◆ Your instructions: Below is a listing; write it out exactly and drop any images from it.

◆ Dataset excerpt:
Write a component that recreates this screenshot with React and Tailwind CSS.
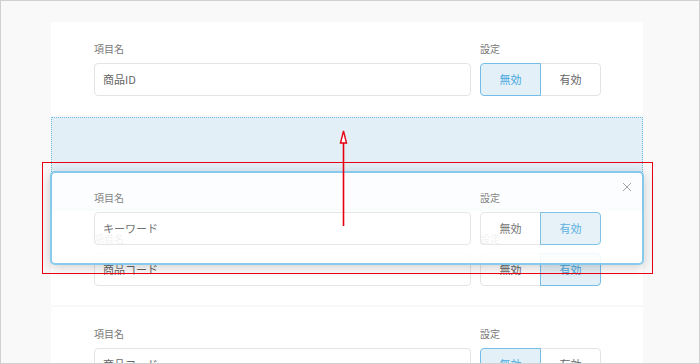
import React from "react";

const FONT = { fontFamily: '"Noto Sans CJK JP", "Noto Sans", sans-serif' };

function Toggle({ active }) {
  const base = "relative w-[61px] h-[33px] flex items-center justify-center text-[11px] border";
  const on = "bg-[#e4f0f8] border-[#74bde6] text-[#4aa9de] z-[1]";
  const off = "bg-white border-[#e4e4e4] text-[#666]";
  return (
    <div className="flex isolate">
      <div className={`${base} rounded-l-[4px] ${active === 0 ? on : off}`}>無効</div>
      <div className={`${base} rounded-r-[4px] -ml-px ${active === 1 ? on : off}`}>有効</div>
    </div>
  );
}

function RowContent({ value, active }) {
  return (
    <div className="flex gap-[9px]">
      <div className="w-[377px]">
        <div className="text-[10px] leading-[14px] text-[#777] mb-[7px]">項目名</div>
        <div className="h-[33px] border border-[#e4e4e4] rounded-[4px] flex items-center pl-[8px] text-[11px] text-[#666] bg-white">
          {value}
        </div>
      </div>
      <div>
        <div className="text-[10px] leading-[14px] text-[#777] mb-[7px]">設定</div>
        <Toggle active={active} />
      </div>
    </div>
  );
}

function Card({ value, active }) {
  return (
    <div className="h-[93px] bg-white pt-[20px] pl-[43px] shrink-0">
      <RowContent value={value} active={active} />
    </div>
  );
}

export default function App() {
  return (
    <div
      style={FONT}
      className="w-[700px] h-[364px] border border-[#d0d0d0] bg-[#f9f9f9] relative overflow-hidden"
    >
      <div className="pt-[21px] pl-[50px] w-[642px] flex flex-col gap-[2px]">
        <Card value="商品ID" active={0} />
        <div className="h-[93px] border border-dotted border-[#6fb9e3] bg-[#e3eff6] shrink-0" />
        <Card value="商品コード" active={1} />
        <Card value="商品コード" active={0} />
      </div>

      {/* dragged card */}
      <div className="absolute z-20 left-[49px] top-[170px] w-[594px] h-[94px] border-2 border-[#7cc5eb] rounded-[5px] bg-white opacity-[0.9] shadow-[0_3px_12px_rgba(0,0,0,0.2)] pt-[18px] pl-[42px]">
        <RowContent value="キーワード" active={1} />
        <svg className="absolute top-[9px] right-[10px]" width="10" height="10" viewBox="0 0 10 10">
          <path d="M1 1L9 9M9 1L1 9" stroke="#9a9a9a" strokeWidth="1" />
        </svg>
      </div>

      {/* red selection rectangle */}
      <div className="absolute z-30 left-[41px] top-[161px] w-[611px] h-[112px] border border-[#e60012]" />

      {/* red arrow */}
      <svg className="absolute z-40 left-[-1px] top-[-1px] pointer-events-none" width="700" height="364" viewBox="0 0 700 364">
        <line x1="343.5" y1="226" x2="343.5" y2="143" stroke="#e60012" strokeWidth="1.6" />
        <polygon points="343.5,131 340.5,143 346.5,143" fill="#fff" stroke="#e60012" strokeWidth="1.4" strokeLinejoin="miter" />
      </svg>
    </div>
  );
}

◆ Right answer:
Write a component that recreates this screenshot with React and Tailwind CSS.
import React from "react";

const FONT = { fontFamily: '"Noto Sans CJK JP", "Noto Sans", sans-serif' };

function Toggle({ active }) {
  const base = "relative w-[61px] h-[33px] flex items-center justify-center text-[11px] border";
  const on = "bg-[#e4f0f8] border-[#74bde6] text-[#4aa9de] z-[1]";
  const off = "bg-white border-[#e4e4e4] text-[#666]";
  return (
    <div className="flex isolate">
      <div className={`${base} rounded-l-[4px] ${active === 0 ? on : off}`}>無効</div>
      <div className={`${base} rounded-r-[4px] -ml-px ${active === 1 ? on : off}`}>有効</div>
    </div>
  );
}

function RowContent({ value, active }) {
  return (
    <div className="flex gap-[9px]">
      <div className="w-[377px]">
        <div className="text-[10px] leading-[14px] text-[#777] mb-[7px]">項目名</div>
        <div className="h-[33px] border border-[#e4e4e4] rounded-[4px] flex items-center pl-[8px] text-[11px] text-[#666] bg-white">
          {value}
        </div>
      </div>
      <div>
        <div className="text-[10px] leading-[14px] text-[#777] mb-[7px]">設定</div>
        <Toggle active={active} />
      </div>
    </div>
  );
}

function Card({ value, active }) {
  return (
    <div className="h-[93px] bg-white pt-[20px] pl-[43px] shrink-0">
      <RowContent value={value} active={active} />
    </div>
  );
}

export default function App() {
  return (
    <div
      style={FONT}
      className="w-[700px] h-[364px] border border-[#d0d0d0] bg-[#f9f9f9] relative overflow-hidden"
    >
      <div className="pt-[21px] pl-[50px] w-[642px] flex flex-col gap-[2px]">
        <Card value="商品ID" active={0} />
        <div className="h-[93px] border border-dotted border-[#6fb9e3] bg-[#e3eff6] shrink-0" />
        <Card value="商品コード" active={1} />
        <Card value="商品コード" active={0} />
      </div>

      {/* dragged card */}
      <div className="absolute z-20 left-[49px] top-[170px] w-[594px] h-[94px] border-2 border-[#7cc5eb] rounded-[5px] bg-white opacity-[0.9] shadow-[0_3px_12px_rgba(0,0,0,0.2)] pt-[18px] pl-[42px]">
        <RowContent value="キーワード" active={1} />
        <svg className="absolute top-[9px] right-[10px]" width="10" height="10" viewBox="0 0 10 10">
          <path d="M1 1L9 9M9 1L1 9" stroke="#9a9a9a" strokeWidth="1" />
        </svg>
      </div>

      {/* red selection rectangle */}
      <div className="absolute z-30 left-[41px] top-[161px] w-[611px] h-[112px] border border-[#e60012]" />

      {/* red arrow */}
      <svg className="absolute z-40 left-[-1px] top-[-1px] pointer-events-none" width="700" height="364" viewBox="0 0 700 364">
        <line x1="343.5" y1="226" x2="343.5" y2="143" stroke="#e60012" strokeWidth="1.6" />
        <polygon points="343.5,131 340.5,143 346.5,143" fill="#fff" stroke="#e60012" strokeWidth="1.4" strokeLinejoin="miter" />
      </svg>
    </div>
  );
}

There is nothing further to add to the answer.